Le Conseil de Sécurité a de son côté fait reposer une solution possible d’évacuation des civils sur la Turquie, comptant sur elle pour “apaiser” les offensives en cours…
Mises à jour :
A Sotchi le 17 septembre, un accord entre Turquie et Russie acte la création d’une « zone démilitarisée » de 15 à 20 km de large, sous contrôle de la Russie et de la Turquie, à Idleb et ses zones environnantes. Le régime turc s’emploie donc à faire sortir les éléments d’une coalition de groupes dihadistes formée début août avec son appui dans la province d’Idleb et ses parties voisines d’Alep, Hama et Lattaquié.

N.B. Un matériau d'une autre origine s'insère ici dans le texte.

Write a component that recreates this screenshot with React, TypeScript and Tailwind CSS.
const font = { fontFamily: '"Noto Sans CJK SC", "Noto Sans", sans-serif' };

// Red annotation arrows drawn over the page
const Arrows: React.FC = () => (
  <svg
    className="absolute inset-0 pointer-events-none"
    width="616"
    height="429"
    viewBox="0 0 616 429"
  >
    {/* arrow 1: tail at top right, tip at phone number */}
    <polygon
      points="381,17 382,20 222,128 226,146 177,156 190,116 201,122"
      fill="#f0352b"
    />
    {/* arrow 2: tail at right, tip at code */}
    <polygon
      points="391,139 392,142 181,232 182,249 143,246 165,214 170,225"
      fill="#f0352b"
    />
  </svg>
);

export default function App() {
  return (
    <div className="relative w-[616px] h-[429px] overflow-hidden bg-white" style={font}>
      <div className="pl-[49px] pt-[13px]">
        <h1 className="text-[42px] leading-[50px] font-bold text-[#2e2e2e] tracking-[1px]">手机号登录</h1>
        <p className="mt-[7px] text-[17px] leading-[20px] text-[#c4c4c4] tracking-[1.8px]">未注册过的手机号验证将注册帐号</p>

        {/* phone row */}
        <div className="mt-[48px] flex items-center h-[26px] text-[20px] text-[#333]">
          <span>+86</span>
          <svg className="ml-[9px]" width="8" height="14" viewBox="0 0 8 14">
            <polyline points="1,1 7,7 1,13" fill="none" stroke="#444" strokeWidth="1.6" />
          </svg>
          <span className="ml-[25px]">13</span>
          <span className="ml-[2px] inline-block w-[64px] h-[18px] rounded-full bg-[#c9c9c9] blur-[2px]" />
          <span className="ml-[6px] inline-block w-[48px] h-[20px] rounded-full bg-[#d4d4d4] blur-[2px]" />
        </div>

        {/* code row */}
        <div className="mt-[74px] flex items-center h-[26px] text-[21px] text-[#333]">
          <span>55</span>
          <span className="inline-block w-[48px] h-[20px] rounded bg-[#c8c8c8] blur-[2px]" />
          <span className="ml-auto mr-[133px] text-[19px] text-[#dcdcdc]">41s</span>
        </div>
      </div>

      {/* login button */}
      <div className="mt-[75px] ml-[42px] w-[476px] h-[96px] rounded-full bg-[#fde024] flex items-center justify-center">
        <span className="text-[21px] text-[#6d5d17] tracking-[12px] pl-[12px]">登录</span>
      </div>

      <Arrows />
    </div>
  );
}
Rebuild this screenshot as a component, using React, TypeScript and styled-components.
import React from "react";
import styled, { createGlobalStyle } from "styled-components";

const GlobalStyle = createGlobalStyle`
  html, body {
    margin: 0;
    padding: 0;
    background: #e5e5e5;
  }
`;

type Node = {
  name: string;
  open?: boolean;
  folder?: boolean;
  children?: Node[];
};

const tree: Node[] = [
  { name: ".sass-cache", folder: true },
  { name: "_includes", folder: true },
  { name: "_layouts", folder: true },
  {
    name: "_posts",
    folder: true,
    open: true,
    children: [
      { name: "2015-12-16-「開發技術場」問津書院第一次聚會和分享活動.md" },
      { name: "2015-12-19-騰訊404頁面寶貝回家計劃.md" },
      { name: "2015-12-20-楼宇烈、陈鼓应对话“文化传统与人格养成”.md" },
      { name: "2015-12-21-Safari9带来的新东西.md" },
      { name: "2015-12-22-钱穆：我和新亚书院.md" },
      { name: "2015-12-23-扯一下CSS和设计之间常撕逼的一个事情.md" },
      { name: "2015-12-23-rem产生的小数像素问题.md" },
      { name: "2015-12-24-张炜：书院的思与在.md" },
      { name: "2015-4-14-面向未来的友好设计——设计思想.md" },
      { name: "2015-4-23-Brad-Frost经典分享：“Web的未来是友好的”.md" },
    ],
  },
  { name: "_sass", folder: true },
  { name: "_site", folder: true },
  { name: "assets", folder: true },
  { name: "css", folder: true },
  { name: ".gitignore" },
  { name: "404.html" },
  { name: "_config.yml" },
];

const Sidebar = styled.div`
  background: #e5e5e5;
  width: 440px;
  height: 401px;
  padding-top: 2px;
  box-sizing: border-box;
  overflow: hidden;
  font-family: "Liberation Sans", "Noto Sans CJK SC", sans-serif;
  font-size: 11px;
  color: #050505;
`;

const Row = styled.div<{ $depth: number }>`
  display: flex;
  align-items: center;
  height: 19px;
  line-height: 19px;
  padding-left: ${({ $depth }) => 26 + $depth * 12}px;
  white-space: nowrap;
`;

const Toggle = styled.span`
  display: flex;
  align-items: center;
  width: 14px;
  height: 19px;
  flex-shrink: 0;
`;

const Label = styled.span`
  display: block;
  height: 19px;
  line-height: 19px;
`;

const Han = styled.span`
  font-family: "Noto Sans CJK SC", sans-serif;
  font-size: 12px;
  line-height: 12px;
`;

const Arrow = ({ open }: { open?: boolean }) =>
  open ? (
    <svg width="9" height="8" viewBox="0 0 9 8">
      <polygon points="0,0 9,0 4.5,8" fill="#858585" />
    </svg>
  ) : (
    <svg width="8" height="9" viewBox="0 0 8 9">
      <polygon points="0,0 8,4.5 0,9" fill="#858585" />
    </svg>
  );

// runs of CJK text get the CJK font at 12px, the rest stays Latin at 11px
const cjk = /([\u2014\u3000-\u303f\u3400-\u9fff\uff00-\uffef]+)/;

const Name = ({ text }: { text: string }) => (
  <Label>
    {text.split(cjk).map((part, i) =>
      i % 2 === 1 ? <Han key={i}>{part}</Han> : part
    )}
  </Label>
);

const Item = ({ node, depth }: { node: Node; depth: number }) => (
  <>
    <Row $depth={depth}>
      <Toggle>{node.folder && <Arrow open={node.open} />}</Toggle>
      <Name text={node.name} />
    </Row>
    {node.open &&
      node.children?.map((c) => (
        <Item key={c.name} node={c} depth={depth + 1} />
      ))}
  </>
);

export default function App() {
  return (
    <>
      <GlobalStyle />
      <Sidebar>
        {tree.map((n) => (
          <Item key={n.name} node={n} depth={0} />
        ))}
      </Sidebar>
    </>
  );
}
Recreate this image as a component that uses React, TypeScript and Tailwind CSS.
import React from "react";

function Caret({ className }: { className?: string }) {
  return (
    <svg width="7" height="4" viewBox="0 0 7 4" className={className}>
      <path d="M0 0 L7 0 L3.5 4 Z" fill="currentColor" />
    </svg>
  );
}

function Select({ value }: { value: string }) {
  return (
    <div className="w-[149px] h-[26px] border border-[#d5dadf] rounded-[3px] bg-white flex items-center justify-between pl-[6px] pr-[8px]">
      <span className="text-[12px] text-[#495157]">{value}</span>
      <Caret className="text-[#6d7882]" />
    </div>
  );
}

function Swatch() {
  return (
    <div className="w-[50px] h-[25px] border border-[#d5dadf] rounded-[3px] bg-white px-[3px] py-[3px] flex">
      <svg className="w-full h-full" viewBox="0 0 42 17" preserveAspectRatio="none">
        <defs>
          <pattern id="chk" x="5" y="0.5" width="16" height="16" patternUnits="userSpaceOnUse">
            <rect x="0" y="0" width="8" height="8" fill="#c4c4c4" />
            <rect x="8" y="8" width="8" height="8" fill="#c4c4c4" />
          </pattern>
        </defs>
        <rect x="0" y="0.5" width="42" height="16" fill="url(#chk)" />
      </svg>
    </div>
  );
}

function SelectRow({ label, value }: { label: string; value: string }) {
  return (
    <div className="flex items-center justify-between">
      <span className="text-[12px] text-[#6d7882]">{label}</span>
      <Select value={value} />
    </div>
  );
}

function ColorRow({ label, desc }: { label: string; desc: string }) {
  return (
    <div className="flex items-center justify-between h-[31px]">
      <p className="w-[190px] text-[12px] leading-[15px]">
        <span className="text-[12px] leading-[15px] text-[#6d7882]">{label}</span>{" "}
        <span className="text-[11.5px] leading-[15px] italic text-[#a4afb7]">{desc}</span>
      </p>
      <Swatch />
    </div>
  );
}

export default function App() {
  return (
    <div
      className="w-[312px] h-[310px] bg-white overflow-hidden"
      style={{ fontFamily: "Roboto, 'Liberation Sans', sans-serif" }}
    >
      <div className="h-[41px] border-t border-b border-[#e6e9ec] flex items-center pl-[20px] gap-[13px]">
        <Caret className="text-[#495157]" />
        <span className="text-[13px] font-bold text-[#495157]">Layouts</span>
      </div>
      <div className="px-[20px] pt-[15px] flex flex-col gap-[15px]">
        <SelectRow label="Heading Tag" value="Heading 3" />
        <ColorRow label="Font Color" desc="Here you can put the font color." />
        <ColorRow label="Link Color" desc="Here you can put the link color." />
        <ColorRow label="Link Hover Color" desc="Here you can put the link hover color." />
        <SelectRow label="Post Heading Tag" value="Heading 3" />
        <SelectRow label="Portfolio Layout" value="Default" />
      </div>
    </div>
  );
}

L’attaque finale semble donc reportée et soumise à ce travail diplomatico-militaire de la Turquie vis à vis de groupes qu’elle contrôle en partie et d’autres bandes armées dont le régime et la Russie souhaitent la disparition ou la neutralisation. Au final, le régime turc pourrait obtenir sur le papier, l’existence de cette “zone tampon” tant réclamée, et en assurer la “maintenance” via les groupes qui l’appuyèrent pour la prise d’Afrin. Le régime turc se vante aujourd’hui d’être “force de paix” à Idlib… Un comble créé par la confusion diplomatique et les trahisons internationales à l’encontre des Peuples de la région qui ont relégué Daech en y versant leur sang.